Ângulos, como se aprende facilmente nas aulas de geometria, vão de 1 a 360. Para facilitar a vida dos pilotos, o número é dividido por dez, ou seja, a marcação pode ir de 01 a 36.
As letras identificam as pistas do aeroporto, quando mais de uma. A pista da esquerda recebe um “L” (de left, em inglês), e a da direita um “R” (de right). Se houver uma terceira pista ganha um “C” (de center). Como se aprende facilmente nas aulinhas de inglês.
Terminado o mistério, apesar de ter curtido a ideia das maritacas, saiba que o Aeroporto de São Paulo possuía desde 1985 as letras L e R, com os números 27 e 09. Com o “pulinho”, algo precisou ser feito.
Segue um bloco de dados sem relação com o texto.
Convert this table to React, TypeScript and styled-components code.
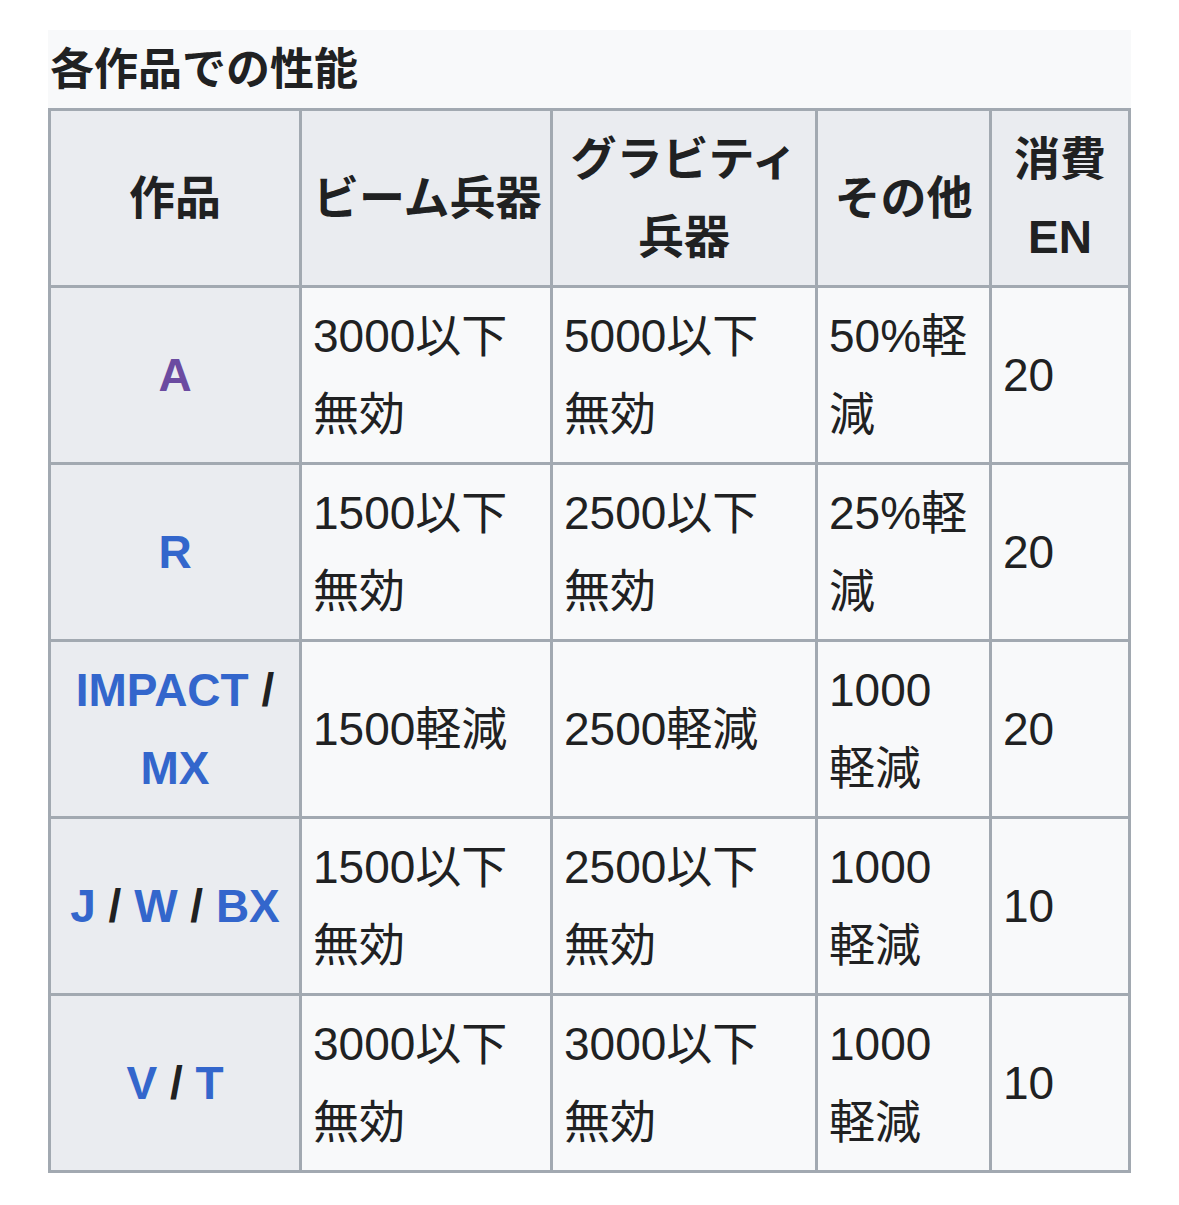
import React from "react";
import styled, { createGlobalStyle } from "styled-components";

const Global = createGlobalStyle`
  html, body { margin: 0; padding: 0; background: #ffffff; }
  body {
    font-family: "Liberation Sans", "Noto Sans CJK JP", sans-serif;
    color: #202122;
  }
`;

const Page = styled.div`
  padding: 30px 0 0 48px;
`;

const Table = styled.table`
  border-collapse: collapse;
  table-layout: fixed;
  width: 1083px;
  font-size: 46px;
  line-height: 78px;
  background: #f8f9fa;
  color: #202122;
  border: 3px solid #a2a9b1;
`;

const Caption = styled.caption`
  text-align: left;
  font-weight: bold;
  font-size: 44px;
  background: #f8f9fa;
  padding: 0 2px;
  height: 78px;
  line-height: 80px;
`;

const Th = styled.th`
  background: #eaecf0;
  border: 3px solid #a2a9b1;
  padding: 9px 11px;
  font-weight: bold;
  text-align: center;
  vertical-align: middle;
  white-space: nowrap;
`;

const Td = styled.td`
  border: 3px solid #a2a9b1;
  padding: 9px 11px;
  text-align: left;
  vertical-align: middle;
  white-space: nowrap;
`;

const Link = styled.span<{ $visited?: boolean }>`
  color: ${(p) => (p.$visited ? "#6b4ba1" : "#3366cc")};
`;

const Sep = styled.span`
  color: #202122;
`;

type Title = { text: string; visited?: boolean }[];

const rows: { title: Title[]; cells: string[][]; en: string }[] = [
  {
    title: [[{ text: "A", visited: true }]],
    cells: [["3000以下", "無効"], ["5000以下", "無効"], ["50%軽", "減"]],
    en: "20",
  },
  {
    title: [[{ text: "R" }]],
    cells: [["1500以下", "無効"], ["2500以下", "無効"], ["25%軽", "減"]],
    en: "20",
  },
  {
    title: [[{ text: "IMPACT" }], [{ text: "MX" }]],
    cells: [["1500軽減"], ["2500軽減"], ["1000", "軽減"]],
    en: "20",
  },
  {
    title: [[{ text: "J" }, { text: "W" }, { text: "BX" }]],
    cells: [["1500以下", "無効"], ["2500以下", "無効"], ["1000", "軽減"]],
    en: "10",
  },
  {
    title: [[{ text: "V" }, { text: "T" }]],
    cells: [["3000以下", "無効"], ["3000以下", "無効"], ["1000", "軽減"]],
    en: "10",
  },
];

const Lines: React.FC<{ lines: string[] }> = ({ lines }) => (
  <>
    {lines.map((l, i) => (
      <React.Fragment key={i}>
        {i > 0 && <br />}
        {l}
      </React.Fragment>
    ))}
  </>
);

const TitleCell: React.FC<{ title: Title[] }> = ({ title }) => {
  const multiLine = title.length > 1;
  return (
    <Th>
      {title.map((line, li) => (
        <React.Fragment key={li}>
          {li > 0 && <br />}
          {line.map((t, ti) => (
            <React.Fragment key={ti}>
              {ti > 0 && <Sep> / </Sep>}
              <Link $visited={t.visited}>{t.text}</Link>
            </React.Fragment>
          ))}
          {multiLine && li < title.length - 1 && <Sep> /</Sep>}
        </React.Fragment>
      ))}
    </Th>
  );
};

export default function App() {
  return (
    <>
      <Global />
      <Page>
        <Table>
          <Caption>各作品での性能</Caption>
          <colgroup>
            <col style={{ width: 251 }} />
            <col style={{ width: 251 }} />
            <col style={{ width: 265 }} />
            <col style={{ width: 174 }} />
            <col style={{ width: 139 }} />
          </colgroup>
          <thead>
            <tr>
              <Th>作品</Th>
              <Th>ビーム兵器</Th>
              <Th>
                <Lines lines={["グラビティ", "兵器"]} />
              </Th>
              <Th>その他</Th>
              <Th>
                <Lines lines={["消費", "EN"]} />
              </Th>
            </tr>
          </thead>
          <tbody>
            {rows.map((r, i) => (
              <tr key={i}>
                <TitleCell title={r.title} />
                {r.cells.map((c, j) => (
                  <Td key={j}>
                    <Lines lines={c} />
                  </Td>
                ))}
                <Td>{r.en}</Td>
              </tr>
            ))}
          </tbody>
        </Table>
      </Page>
    </>
  );
}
Entre a noite de 7 de setembro de 2022, e a madrugada do dia 8, todas as operações do aeroporto foram suspensas. Equipes de manutenção entraram em ação e repintaram os pontos como 28 e 10.
Isso não costuma acontecer com frequência. Aliás, é um evento bastante raro. É a primeira vez em que esse procedimento foi adotado em Cumbica. E conforme constatado na maioria dos registros, foi de longe o aeroporto mais afetado nesta ocasião.
Como se pôde perceber, o campo magnético da Terra deu uma inclinadinha básica de um grau para a direita. Mesmo com a tecnologia atual, é importantíssimo manter a velha bússola (e suas indicações) em ordem, para evitar que a aviação comercial se perca por aí. Assim como as pobres renas do Papai Noel.
Este artigo foi escrito por Arthur Ankerkrone e publicado originalmente em Prensa.li.